Here's a good one. Scouted many areas the other day to be ready with permission to hunt Canadas next Saturday. We found an area with several hundred geese. Called to get permission to hunt and was told that a guide has the area tied up and is charging approximately $100.00/ day for access. Evidently there is no lack of people that are willing to pay to hunt this area. Oh yah, its within 70 miles of Fargo.

First, does a guy have to have a guiding license to charge access but tells the hunters where to set up?

Second, with all this talk about how bad the geese are for the crops and the game and fish department giving out permits to shoot them in the summer it seems this is somewhat ridiculous.


----------



## MRN (Apr 1, 2002)

Sure, Where? I'll do most anything out of spite.
Might as well hunt out of spite too.

I haven't done any scouting yet - I sure hope this isn't what I find
when I'm out and about.

M.


----------



## Field Hunter (Mar 4, 2002)

deleted


----------



## MRN (Apr 1, 2002)

I'm am tempted to join you on a firing line. How else can someone try to smack down all this "economic development"? Does the WPA have enough water access to put out a boat?

As for scouting, I'll just invest in a couple of those GPS Lojack things. Mount them to the bottom of Hustad's vehicle and then my computer will tell me where to go - lots of stops, small short drives says its a roost or working field. My luck, I'd set up on the wrong side of the road.....

M.


----------



## Field Hunter (Mar 4, 2002)

deleted


----------



## Austin Bachmeier (Feb 27, 2002)

[No message]


----------



## MRN (Apr 1, 2002)

I thought I had a great idea for scouting: http://www.gps-web.com/ until I saw the $2500 price. I could hunt a $100/day field everyday of the early season for that $$$. I guess Chris doesn't have to worry.

M.


----------



## ND Gander (Jul 9, 2002)

so let me get this straight, If I was out hunting like yourself, and I was able to beat you fair and square to a field, or beat you to a landowner to ask permission you would do every thing in your power to wreck my day of hunting. You would even go as far as taking a duck boat on the main roost, thus moving the birds out of the area. We might not like guides, but to destroy the hunting for the entire area is like cuting off your nose in spite of your face. This type of thing hapens every fall and nothing makes me more mad than a person who goes out of their way to wreck some ones hunt, guide or no guide. My suggestion is to find a new area, or try a new sport. :eyeroll:


----------



## Decoyer (Mar 2, 2002)

I really doubt that Field Hunter or MRN will be doing this. I think that they are both venting on this web page. Besides, I was with Field Hunter when he found the spot. They are heavily using a WPA right next to the field, however it isn't the roost as they are only using it as they are in the field.


----------



## Field Hunter (Mar 4, 2002)

Gander, I didn't say I was shooting the roost, I said there is a PLOTS and WPA next to the field where they were feeding that is open to PUBLIC hunting. Second if another group of hunters had beat me to a field "fair and square" not by calling a guide service and paying big dollars to have everything lined up I would never intrude on their hunting and never would this way either.
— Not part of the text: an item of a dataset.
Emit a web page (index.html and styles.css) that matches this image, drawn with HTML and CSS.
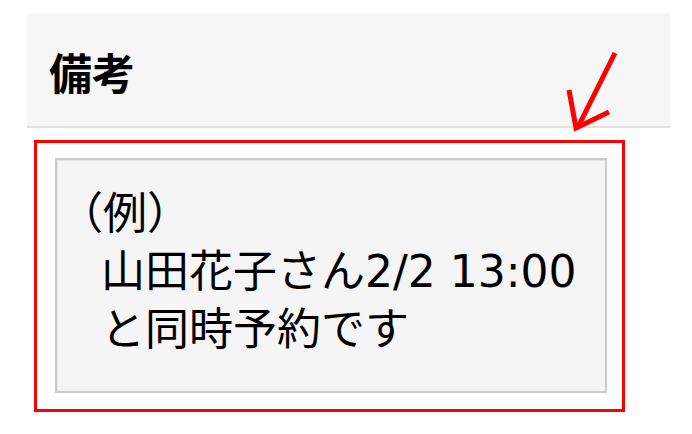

I guess I was just a little frustrated after spending 2 evenings scouting a large area only to find a guide had all the prime areas posted. Wait until all the good areas are leased to guides and then you may wonder where the "fair and square" hunters have all gone.


----------



## MRN (Apr 1, 2002)

Chill out Gander.

ya, I am also very very upset about these folks that hunt the duck roosts.
And just as bad are the guys who hunt ducks and geese in their feeding fields and their loafing ponds. That messes up their safe pattern and sends them packing and nothing makes me more mad than a person who goes out of their way to wreck some ones hunt, guide or no guide.

Makes me mad mad mad.

M.


----------



## prairie hunter (Mar 13, 2002)

Hey Fargo has grown. Some of the people moving to Fargo are from rural ND, but there are also a lot of new people relocating to Fargo from all over the US.
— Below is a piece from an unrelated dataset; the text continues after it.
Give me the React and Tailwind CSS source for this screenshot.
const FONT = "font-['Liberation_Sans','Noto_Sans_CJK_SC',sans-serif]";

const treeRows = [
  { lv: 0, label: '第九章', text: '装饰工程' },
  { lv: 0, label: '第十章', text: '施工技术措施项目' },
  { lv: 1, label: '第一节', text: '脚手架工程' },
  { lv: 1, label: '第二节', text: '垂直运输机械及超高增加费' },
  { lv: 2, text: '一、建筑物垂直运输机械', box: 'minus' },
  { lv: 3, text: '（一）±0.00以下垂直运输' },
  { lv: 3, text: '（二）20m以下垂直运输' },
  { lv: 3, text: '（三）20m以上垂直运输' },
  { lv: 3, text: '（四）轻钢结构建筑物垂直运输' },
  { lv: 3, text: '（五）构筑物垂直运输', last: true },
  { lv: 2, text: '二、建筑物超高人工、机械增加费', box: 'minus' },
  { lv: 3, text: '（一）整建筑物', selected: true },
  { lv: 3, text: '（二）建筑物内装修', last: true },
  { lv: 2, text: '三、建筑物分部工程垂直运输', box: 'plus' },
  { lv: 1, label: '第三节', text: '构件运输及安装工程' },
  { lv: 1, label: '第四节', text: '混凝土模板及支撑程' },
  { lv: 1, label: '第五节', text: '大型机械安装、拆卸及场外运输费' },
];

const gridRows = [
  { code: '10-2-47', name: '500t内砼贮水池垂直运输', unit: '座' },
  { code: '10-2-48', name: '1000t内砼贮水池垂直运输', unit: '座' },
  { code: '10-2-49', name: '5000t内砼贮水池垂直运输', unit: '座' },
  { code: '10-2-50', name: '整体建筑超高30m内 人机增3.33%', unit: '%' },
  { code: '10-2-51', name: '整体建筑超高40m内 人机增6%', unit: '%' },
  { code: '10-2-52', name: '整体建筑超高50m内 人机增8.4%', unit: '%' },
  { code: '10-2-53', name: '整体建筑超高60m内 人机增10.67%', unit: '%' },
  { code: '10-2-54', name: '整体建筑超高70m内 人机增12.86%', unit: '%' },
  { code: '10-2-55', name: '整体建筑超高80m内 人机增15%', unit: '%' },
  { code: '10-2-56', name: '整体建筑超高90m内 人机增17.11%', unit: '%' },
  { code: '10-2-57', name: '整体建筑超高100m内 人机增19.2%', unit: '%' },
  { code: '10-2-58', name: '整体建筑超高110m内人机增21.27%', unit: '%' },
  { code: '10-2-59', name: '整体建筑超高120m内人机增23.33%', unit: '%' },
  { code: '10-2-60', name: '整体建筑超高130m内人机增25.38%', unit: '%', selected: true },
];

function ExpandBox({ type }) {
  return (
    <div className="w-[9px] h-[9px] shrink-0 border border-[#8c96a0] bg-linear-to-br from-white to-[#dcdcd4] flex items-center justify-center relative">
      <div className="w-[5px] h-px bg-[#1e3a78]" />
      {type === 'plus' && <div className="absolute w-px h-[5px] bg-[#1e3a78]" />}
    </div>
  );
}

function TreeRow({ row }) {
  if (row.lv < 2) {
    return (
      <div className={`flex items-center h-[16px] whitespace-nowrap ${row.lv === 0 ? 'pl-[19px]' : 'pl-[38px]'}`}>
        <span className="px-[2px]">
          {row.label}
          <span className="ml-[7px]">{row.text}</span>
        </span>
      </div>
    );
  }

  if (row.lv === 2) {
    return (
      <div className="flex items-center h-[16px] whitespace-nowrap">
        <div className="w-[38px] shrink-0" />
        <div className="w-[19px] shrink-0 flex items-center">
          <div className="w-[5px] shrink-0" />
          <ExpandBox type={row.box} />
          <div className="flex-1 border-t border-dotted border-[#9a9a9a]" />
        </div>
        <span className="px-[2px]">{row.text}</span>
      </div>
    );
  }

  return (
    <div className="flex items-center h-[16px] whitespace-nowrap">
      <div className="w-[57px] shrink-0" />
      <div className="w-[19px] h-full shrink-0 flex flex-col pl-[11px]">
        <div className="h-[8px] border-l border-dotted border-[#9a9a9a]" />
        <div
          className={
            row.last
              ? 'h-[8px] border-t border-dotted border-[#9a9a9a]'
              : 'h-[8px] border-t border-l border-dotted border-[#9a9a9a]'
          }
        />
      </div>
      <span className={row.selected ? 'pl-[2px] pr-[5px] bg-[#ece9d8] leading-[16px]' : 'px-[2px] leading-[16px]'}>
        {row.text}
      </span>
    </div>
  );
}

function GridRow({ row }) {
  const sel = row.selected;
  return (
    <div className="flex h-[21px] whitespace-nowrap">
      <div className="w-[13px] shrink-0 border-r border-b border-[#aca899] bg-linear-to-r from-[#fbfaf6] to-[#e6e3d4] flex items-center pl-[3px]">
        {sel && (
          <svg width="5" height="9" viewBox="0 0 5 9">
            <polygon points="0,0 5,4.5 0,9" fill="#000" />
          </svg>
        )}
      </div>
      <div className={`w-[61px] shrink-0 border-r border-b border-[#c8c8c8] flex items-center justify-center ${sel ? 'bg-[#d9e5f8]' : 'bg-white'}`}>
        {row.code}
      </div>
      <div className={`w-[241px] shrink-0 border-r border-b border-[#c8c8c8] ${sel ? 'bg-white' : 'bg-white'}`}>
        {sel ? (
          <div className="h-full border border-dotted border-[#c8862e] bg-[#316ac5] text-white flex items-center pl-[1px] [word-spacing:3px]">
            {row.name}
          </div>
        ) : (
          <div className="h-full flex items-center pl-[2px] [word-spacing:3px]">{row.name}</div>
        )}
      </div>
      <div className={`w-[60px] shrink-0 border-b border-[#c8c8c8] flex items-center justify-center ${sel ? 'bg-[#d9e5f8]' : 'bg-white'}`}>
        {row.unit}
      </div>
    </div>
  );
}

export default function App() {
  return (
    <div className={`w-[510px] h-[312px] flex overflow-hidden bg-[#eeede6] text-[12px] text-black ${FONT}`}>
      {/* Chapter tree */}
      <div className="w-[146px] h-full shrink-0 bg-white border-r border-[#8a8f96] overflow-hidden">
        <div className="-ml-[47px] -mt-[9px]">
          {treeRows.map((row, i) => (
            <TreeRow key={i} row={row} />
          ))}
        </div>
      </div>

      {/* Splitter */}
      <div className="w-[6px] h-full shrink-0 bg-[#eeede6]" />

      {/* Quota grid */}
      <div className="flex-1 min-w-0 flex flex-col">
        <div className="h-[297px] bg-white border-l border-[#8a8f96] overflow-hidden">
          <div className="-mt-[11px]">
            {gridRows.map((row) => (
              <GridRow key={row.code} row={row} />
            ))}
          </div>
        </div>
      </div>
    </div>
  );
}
These "new" people see an add in the back of newspaper or a posting on a bulletin board at a sporting goods store and see an opportunity.
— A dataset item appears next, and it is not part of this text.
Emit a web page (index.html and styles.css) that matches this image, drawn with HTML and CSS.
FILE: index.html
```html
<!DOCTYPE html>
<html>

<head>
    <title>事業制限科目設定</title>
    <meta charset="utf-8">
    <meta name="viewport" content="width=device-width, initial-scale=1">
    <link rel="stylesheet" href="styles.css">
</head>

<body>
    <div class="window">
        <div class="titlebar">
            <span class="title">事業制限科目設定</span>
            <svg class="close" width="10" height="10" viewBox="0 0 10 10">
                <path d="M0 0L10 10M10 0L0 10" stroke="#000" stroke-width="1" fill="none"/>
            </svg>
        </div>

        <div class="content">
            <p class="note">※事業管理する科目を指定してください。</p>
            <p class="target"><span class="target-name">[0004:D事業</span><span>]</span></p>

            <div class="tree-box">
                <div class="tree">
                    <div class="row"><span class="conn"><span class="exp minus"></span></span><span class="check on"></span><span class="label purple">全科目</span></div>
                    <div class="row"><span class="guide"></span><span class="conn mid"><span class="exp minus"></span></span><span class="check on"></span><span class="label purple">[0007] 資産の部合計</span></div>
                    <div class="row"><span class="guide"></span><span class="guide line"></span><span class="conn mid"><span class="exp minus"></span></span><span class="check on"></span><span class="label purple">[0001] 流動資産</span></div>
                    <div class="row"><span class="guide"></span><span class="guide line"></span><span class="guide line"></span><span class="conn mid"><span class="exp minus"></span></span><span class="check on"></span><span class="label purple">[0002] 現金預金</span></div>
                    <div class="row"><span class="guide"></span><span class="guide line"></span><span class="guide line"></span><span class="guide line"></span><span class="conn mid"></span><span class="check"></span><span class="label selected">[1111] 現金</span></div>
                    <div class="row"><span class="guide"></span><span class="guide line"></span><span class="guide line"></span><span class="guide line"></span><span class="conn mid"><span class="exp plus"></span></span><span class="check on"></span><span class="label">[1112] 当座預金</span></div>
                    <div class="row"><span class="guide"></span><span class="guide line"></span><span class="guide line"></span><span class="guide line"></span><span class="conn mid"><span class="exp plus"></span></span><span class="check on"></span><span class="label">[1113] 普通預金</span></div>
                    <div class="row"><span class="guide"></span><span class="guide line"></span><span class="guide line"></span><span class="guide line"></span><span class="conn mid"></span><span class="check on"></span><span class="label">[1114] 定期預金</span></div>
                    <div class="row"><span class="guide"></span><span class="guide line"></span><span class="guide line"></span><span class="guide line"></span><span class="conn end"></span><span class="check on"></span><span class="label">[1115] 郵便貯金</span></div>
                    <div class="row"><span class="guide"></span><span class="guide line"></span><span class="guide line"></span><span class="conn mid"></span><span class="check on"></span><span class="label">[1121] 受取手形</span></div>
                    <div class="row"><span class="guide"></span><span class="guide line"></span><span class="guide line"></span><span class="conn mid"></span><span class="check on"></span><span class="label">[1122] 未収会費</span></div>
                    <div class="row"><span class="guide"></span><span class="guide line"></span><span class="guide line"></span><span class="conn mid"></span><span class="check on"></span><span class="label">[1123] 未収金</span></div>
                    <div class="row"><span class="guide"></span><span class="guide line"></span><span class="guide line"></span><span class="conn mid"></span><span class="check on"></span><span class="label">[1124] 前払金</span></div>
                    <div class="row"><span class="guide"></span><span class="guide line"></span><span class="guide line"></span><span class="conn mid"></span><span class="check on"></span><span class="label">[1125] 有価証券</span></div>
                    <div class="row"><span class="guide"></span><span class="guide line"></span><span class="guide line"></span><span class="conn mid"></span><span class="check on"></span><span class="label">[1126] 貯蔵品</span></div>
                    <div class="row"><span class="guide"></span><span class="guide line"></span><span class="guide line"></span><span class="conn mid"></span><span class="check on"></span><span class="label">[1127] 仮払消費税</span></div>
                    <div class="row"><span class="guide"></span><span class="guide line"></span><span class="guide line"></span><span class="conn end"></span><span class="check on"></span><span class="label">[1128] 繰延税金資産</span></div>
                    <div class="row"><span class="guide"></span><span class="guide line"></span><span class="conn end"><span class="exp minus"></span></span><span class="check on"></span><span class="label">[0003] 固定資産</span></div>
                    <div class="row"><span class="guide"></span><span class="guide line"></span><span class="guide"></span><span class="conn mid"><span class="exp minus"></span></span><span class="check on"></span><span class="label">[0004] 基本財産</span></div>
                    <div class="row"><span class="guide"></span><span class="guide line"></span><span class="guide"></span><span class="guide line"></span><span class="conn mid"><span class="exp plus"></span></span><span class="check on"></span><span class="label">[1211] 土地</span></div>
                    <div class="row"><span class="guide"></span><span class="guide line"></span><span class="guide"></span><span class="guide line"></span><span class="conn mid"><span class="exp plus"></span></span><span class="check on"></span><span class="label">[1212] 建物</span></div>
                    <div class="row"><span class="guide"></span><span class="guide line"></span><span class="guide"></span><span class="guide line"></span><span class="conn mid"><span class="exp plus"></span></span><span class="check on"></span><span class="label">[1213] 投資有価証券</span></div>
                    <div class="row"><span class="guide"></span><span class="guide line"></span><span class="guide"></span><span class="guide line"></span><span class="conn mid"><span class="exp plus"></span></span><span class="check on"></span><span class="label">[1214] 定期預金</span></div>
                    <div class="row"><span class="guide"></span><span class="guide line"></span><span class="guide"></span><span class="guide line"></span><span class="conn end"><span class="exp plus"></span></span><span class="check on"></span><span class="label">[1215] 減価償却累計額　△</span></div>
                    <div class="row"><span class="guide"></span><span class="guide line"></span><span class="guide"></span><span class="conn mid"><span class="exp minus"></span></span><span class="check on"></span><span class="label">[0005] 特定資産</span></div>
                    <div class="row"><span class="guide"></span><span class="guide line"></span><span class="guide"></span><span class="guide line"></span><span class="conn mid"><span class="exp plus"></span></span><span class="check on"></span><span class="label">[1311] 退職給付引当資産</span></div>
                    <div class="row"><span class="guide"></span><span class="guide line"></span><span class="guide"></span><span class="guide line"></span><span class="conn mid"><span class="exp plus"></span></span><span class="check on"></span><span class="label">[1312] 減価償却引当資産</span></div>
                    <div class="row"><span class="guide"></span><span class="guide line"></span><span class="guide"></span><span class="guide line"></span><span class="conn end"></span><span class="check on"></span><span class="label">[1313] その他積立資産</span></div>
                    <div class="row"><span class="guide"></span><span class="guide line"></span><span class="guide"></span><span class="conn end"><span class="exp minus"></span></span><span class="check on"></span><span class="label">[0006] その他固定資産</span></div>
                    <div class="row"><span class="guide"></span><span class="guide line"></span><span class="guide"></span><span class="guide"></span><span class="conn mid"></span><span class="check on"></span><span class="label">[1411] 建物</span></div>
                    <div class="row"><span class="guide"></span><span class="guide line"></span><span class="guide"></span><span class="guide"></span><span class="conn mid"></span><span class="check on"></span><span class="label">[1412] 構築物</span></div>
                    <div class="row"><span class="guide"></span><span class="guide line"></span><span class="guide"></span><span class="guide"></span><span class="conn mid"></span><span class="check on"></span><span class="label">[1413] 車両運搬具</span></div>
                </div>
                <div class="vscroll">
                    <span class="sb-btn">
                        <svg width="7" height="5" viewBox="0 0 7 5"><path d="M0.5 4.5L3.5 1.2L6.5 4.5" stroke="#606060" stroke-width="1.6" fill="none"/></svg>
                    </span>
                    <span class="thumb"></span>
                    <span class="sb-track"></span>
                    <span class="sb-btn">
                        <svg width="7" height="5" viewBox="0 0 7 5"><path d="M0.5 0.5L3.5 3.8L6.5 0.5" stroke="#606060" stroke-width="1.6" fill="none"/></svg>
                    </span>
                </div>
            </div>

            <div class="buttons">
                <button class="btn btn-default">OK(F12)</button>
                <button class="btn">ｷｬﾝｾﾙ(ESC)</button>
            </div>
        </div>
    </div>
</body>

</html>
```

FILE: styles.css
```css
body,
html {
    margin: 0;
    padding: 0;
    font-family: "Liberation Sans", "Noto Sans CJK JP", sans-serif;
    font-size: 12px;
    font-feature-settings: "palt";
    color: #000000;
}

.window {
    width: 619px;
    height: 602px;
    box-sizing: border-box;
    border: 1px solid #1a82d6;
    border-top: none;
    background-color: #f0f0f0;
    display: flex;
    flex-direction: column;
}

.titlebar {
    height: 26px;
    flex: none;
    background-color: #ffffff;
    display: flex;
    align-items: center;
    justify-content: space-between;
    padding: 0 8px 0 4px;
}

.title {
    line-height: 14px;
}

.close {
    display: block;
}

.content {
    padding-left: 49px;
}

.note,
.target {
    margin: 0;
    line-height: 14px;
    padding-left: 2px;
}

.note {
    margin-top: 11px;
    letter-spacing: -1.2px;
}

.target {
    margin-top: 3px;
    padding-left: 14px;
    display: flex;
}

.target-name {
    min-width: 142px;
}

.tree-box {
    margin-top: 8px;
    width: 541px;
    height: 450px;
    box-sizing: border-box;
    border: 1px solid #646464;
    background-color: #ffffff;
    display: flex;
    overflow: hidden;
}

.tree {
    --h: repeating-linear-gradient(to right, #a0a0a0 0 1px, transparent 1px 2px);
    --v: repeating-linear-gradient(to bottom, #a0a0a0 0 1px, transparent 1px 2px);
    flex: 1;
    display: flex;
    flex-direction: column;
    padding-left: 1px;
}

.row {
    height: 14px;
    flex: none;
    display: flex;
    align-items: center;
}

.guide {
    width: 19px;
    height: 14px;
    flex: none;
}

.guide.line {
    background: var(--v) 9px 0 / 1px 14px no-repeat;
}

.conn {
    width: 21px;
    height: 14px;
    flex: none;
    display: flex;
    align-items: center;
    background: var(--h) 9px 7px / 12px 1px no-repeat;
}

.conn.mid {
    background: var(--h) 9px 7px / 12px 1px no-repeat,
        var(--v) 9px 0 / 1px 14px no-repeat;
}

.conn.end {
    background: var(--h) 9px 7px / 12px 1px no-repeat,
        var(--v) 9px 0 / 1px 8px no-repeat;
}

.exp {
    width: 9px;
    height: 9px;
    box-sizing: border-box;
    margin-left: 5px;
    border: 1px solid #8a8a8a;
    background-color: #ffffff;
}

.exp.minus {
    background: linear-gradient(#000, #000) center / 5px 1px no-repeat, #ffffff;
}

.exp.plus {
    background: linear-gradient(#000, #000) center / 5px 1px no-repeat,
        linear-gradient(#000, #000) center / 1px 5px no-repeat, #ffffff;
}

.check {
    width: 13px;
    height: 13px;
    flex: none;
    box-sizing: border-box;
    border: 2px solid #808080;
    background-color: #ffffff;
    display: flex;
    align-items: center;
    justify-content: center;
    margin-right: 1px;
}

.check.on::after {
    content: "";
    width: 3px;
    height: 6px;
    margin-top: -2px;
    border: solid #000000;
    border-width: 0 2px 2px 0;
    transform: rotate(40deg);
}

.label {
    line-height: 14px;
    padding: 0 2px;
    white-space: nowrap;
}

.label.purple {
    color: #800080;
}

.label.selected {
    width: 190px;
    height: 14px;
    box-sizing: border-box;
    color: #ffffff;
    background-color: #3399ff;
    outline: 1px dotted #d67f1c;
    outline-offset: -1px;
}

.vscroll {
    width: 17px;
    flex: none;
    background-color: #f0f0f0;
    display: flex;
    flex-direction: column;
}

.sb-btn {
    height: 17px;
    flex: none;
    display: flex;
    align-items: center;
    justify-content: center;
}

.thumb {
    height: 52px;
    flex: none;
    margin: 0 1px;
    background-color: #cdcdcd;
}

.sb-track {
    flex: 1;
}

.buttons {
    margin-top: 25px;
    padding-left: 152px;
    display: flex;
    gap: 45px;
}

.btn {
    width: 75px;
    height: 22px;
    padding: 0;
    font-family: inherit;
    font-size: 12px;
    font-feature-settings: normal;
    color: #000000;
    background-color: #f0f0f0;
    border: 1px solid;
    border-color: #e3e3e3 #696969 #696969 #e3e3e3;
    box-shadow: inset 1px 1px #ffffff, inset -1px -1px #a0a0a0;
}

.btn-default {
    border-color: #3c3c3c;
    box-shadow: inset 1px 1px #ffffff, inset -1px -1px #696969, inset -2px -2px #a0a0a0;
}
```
Plenty of businesss men in Fargo with plenty of extra cash too. Can set up a hunt with a guide to entertain clients.

I would guess more businesses based in Fargo will use guides, lease land, and buy land. Can't beat them - join them.

The other post with "eddie" is just visible because of who this guy is. Sure there must be quite a few more besides him.


----------



## Field Hunter (Mar 4, 2002)

MRN:

I've heard that Goosebuster 3 has been out scouting. I think I can get a GPS taped to his car for about $100.00.

prairie hunter:

Agree with everything you're saying.....but sure don't like the way things are evolving in terms of more and more guides every year.


----------



## MRN (Apr 1, 2002)

Does goosebuster3 know what a goose looks like? I am pretty sure Chris does, so that's why I mentioned him as a target. Can you spot me the $2500 for the unit?

M.


----------



## Field Hunter (Mar 4, 2002)

I'm not exactly sure if he does know what a goose looks like. Now that you mention it....I think we had to shoot most of his birds for him last year. That could be the problem.
:wink:


----------



## Doug Panchot (Mar 1, 2002)

I happened to run into Chris and GB3 this weekend. It seems after an intense education course the GB3 now knows what a goose looks like.


----------



## Field Hunter (Mar 4, 2002)

GB3,

Thought I'd have a response by now. The old man got you working too hard? Decoyer thought he might let you off of work Sunday to goose hunt.


----------



## nodakoutdoors.com (Feb 27, 2002)

I think GB3 will have a good year. We checked out an area he hunted for ducks last fall and it had around 250 Canadas feeding there, and we already got permission from the landowner (I'll leave that area for him). He's been introduced to some new areas...and he's starting to sound good on the short reed I let him practice on Saturday.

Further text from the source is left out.